:: Short exercise ::
Report only the number of lines that hold the word "styled".

***** Task material *****

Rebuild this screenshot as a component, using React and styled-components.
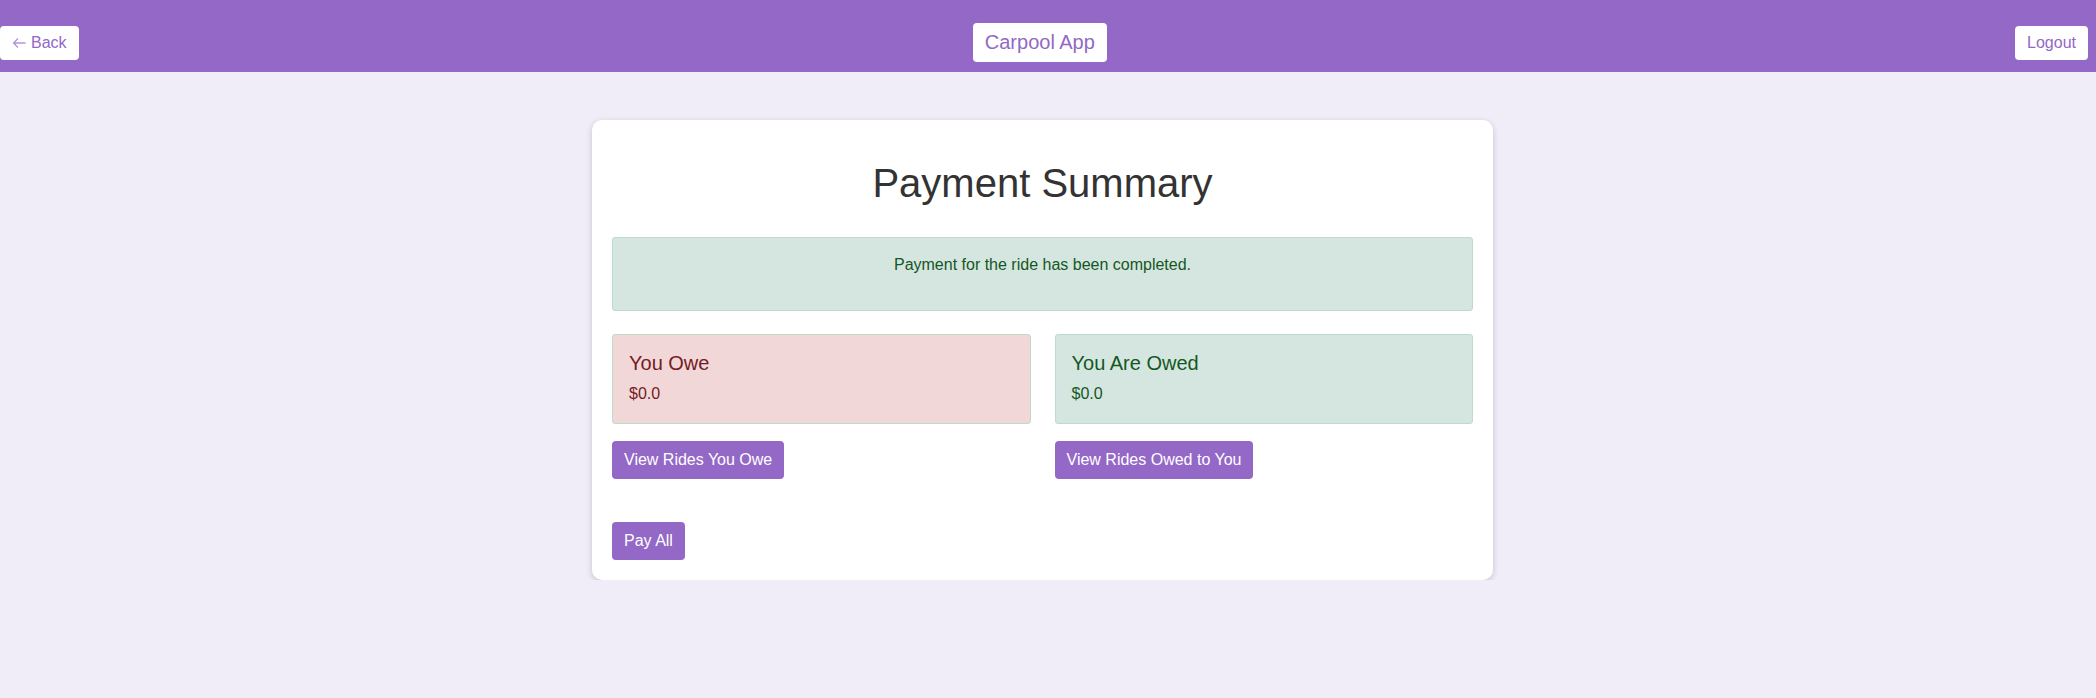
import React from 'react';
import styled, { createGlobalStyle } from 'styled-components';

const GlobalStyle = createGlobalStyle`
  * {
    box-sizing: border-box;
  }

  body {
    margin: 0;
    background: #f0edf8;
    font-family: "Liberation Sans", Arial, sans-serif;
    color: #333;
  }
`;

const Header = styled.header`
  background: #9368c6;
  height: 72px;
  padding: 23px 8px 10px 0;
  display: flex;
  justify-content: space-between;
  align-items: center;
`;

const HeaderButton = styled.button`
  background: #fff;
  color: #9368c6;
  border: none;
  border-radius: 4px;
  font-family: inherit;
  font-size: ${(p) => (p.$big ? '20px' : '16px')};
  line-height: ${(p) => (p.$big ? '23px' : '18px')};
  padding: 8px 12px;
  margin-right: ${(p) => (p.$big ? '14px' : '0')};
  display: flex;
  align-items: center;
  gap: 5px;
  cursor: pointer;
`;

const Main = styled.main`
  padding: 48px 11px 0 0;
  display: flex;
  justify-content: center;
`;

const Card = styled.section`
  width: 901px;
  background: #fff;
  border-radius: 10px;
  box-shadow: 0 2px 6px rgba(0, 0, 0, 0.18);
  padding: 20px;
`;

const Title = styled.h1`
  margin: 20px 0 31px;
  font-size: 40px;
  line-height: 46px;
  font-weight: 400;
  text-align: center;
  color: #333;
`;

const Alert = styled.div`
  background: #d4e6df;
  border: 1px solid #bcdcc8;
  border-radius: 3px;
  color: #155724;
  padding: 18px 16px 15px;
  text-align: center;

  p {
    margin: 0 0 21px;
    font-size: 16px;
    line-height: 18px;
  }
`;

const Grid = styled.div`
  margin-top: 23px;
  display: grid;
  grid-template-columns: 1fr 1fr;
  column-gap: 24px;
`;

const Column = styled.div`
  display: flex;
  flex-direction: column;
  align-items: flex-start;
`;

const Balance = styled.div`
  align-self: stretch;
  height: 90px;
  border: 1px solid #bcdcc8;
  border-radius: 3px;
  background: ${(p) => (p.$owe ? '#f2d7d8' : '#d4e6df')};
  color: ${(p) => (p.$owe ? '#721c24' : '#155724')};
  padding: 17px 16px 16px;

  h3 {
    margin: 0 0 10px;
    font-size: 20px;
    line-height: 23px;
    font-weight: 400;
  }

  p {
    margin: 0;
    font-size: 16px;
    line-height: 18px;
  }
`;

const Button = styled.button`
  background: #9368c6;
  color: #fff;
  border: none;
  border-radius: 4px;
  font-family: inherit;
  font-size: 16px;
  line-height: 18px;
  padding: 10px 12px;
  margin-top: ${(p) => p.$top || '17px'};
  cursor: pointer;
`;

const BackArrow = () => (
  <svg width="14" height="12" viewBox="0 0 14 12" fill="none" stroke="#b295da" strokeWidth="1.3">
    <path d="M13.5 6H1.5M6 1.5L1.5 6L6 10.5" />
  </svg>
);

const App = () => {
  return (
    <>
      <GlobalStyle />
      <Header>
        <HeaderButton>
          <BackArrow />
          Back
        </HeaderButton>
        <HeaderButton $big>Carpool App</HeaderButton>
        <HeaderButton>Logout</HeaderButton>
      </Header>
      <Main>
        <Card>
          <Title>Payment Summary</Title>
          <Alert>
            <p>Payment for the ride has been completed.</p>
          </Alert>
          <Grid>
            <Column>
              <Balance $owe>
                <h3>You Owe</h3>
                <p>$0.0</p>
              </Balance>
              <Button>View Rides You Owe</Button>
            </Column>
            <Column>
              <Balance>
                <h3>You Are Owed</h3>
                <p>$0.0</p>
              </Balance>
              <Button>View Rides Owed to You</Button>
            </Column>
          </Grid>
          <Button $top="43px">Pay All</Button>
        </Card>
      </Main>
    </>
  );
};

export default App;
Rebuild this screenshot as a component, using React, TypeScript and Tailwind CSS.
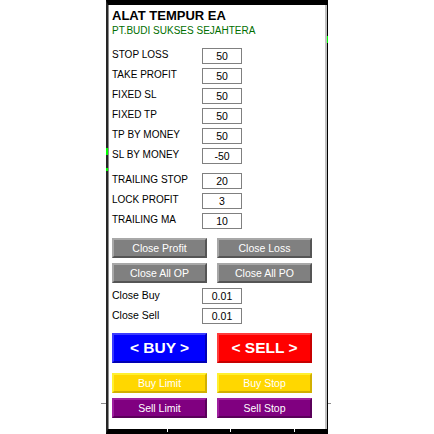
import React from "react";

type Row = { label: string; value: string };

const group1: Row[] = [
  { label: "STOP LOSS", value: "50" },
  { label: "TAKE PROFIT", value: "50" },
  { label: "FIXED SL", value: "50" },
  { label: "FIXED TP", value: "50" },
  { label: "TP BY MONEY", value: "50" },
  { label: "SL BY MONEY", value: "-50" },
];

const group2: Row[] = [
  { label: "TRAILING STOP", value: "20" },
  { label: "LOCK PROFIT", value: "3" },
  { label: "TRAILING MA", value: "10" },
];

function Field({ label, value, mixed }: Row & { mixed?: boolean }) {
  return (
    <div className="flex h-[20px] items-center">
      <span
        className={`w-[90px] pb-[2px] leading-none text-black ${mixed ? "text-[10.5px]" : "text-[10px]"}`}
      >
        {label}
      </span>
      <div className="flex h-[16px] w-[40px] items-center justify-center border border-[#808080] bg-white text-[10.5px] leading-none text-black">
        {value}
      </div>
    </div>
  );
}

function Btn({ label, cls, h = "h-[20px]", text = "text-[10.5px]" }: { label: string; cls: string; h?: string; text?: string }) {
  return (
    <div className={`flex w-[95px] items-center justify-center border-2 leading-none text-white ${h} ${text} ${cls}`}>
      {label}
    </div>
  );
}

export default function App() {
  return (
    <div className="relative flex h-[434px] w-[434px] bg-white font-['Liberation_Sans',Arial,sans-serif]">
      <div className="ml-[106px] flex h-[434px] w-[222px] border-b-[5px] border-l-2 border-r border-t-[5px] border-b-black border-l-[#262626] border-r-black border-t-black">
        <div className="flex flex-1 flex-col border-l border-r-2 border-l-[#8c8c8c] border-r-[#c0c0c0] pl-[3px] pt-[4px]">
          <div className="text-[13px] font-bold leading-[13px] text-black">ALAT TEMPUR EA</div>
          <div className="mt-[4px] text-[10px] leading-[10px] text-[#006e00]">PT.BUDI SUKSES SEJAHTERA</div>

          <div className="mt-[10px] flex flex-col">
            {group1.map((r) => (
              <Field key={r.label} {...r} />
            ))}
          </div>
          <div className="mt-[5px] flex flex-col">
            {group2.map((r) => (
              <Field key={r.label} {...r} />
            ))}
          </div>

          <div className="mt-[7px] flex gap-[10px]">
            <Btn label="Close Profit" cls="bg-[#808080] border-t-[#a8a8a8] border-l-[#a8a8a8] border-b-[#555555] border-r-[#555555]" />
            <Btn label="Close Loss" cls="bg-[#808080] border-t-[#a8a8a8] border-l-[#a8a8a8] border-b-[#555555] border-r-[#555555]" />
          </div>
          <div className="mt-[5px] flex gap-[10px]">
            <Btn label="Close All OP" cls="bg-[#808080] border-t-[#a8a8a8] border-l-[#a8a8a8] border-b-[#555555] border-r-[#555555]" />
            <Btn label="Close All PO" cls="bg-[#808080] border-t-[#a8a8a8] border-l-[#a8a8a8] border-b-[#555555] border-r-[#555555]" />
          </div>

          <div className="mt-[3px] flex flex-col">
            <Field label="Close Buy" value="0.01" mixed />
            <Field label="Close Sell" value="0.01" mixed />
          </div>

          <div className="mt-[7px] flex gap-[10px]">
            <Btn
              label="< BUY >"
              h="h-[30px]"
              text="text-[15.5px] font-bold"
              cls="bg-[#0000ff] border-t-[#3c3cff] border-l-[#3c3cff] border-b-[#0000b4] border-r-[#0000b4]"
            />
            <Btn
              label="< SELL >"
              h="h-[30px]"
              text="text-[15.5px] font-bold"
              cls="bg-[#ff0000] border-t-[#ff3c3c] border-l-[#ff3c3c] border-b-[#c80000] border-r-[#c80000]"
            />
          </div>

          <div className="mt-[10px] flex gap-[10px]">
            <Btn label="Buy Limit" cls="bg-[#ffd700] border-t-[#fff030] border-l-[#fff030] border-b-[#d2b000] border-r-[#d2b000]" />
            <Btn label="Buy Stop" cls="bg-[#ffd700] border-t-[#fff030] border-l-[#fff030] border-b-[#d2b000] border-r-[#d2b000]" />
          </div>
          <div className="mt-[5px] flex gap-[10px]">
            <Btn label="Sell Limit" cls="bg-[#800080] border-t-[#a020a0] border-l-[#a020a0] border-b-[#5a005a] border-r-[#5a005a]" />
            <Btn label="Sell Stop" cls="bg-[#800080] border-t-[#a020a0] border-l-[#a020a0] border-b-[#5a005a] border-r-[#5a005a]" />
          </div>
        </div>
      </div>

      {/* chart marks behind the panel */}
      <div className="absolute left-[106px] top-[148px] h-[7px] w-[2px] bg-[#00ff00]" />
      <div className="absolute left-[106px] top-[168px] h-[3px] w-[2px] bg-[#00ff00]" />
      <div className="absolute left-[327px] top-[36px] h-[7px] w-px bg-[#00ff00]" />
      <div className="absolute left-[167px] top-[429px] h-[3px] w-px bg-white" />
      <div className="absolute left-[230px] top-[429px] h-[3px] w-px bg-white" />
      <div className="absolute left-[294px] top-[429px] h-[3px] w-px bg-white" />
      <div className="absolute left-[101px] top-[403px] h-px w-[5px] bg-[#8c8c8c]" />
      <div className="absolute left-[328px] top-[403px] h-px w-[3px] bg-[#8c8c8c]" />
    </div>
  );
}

*****

:: Finished task ::
12